Климату и обычаям России более подошли бы высокие крепостные стены, тесно составленные здания и извилистые улицы средневековых городов, нежели карикатуры на античность; но влиятельные лица в Петербурге менее всего думают о той стране, которою правят, менее всего считаются с ее духом и нуждами.
В пору, когда Петр Великий вводил по всей империи, от Татарии до Лапландии, свои цивилизаторские установления, в Европе творения средних веков давно уже вышли из моды; русские же, даже те из них, кому присвоено прозвище великих, всегда умели только плестись за модою.
Такая подражательность плохо согласуется с завоевательным духом, который мы в них усматриваем, — ведь над теми, с кого берешь пример, нельзя господствовать.
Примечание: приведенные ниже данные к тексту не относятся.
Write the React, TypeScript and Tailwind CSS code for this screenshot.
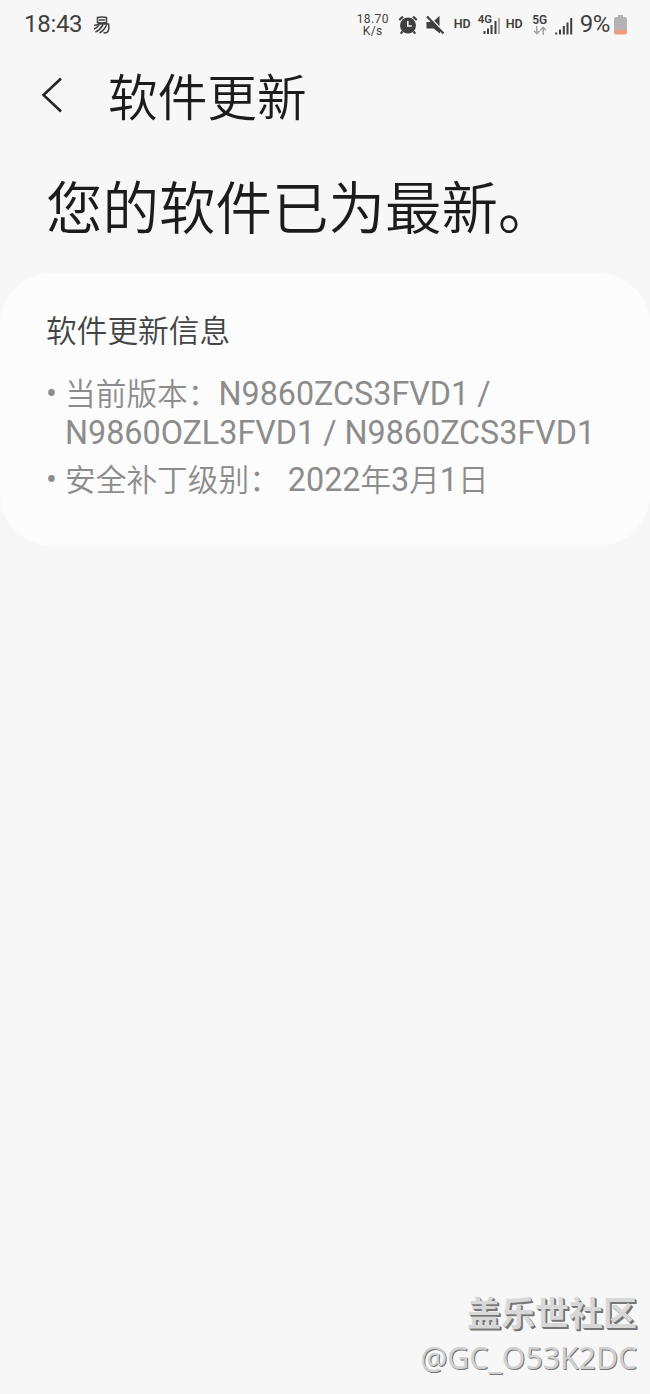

Однако в характере этого поверхностно развитого народа вообще все противоречиво; более же всего он отличается неизобретательностью. Чтоб изобретать, ему нужна была бы независимость; даже в страстях его есть какое то обезьянство: он желает выйти, в свой черед, на сцену мировой политики, но не затем, чтобы дать выход своим способностям, мучающим его в бездействии, а только затем, чтобы проиграть заново историю других славных государств. Завоевательный дух его порожден не мощью, а лишь претензией; весь его талант — мериться с другими; весь его гений — подражательство; если все же кажется, будто есть в нем некая самобытность, то потому только, что еще ни один народ на свете не имел такой нужды в образцах для подражания; от природы наблюдательный, он становится самим собою, лишь перенимая чужие создания. Вся его самобытность — дар подделки, которым он наделен больше всякого другого народа. Единственная его врожденная способность — умение воспроизводить иностранные изобретения. Ему суждено остаться в истории так же точно, как остается в литературе искусный переводчик. Призвание русских — переводить европейскую цивилизацию для азиатов.
Дар подражания, присущий той или иной нации, может пойти ей на пользу и даже вызвать восхищение, но только если он развился поздно; явившись прежде всех прочих талантов, он их убивает. Россия — общество подражателей, а всякий, кто умеет лишь копировать других, неизбежно впадает в карикатурность.